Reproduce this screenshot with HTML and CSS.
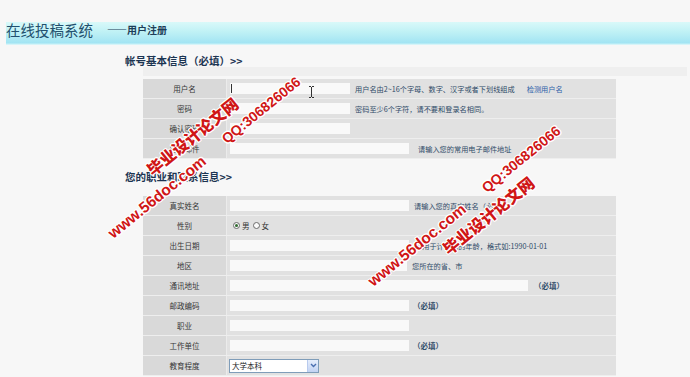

◆ ◆ ◆ ◆

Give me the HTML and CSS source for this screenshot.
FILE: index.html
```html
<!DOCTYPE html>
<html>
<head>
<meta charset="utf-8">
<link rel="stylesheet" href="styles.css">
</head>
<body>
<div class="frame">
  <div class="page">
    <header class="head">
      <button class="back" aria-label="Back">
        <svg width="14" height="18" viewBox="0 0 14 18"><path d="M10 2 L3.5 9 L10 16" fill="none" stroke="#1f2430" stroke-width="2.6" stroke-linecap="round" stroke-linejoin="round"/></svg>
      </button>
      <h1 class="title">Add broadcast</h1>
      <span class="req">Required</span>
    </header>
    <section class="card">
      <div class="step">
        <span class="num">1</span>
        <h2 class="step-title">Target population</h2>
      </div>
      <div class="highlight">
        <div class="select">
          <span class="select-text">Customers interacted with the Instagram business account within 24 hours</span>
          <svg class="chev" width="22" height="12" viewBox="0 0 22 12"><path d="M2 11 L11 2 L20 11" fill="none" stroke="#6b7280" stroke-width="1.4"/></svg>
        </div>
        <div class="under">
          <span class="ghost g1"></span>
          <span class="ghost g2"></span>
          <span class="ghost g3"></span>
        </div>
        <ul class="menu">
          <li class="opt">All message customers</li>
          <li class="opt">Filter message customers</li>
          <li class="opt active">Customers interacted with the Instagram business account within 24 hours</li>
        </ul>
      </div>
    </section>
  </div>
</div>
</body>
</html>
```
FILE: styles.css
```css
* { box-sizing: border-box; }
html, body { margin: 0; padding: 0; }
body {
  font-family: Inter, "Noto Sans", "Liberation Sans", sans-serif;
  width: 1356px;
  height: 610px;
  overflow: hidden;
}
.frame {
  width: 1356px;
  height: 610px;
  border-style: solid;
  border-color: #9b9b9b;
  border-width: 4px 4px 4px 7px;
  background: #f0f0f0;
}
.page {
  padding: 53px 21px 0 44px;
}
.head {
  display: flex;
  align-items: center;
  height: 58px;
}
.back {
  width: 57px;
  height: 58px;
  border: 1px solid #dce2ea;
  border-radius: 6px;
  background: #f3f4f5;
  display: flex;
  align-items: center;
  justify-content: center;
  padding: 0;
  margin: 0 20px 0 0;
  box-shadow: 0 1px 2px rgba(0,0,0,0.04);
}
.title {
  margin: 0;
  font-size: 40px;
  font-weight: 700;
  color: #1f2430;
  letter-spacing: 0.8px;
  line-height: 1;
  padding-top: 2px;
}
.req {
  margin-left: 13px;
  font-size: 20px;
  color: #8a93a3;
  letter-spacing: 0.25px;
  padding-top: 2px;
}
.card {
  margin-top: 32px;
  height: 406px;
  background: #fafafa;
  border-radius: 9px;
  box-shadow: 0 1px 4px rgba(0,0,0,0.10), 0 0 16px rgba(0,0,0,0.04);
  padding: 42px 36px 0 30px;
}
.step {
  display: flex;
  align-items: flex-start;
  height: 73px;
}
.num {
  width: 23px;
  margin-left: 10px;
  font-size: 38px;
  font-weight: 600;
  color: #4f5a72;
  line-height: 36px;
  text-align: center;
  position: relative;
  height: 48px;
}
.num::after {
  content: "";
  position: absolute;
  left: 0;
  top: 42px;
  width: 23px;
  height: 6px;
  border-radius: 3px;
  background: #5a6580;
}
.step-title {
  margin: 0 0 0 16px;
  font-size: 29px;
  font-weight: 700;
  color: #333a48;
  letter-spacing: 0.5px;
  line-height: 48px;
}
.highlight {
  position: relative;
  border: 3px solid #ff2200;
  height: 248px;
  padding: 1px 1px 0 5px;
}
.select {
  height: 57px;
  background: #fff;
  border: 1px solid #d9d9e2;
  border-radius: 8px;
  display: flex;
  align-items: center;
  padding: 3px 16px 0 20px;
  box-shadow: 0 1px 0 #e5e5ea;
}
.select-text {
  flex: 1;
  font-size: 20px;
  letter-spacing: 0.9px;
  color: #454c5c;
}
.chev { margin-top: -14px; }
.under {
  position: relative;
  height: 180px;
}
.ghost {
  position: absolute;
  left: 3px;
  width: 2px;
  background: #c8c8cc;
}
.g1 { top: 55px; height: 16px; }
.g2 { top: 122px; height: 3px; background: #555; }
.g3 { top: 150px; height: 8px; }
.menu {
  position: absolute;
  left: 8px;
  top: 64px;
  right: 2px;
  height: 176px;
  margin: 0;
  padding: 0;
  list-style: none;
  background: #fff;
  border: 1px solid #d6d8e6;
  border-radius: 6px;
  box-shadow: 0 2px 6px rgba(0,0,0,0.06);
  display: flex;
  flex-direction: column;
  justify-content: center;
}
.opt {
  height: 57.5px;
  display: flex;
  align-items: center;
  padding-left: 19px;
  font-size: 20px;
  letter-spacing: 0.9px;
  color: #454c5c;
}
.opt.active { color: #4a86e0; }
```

◆ ◆ ◆ ◆

Task requirements:
Tally the lines that hold the string "this" and state the total, nothing more.

Answer:
2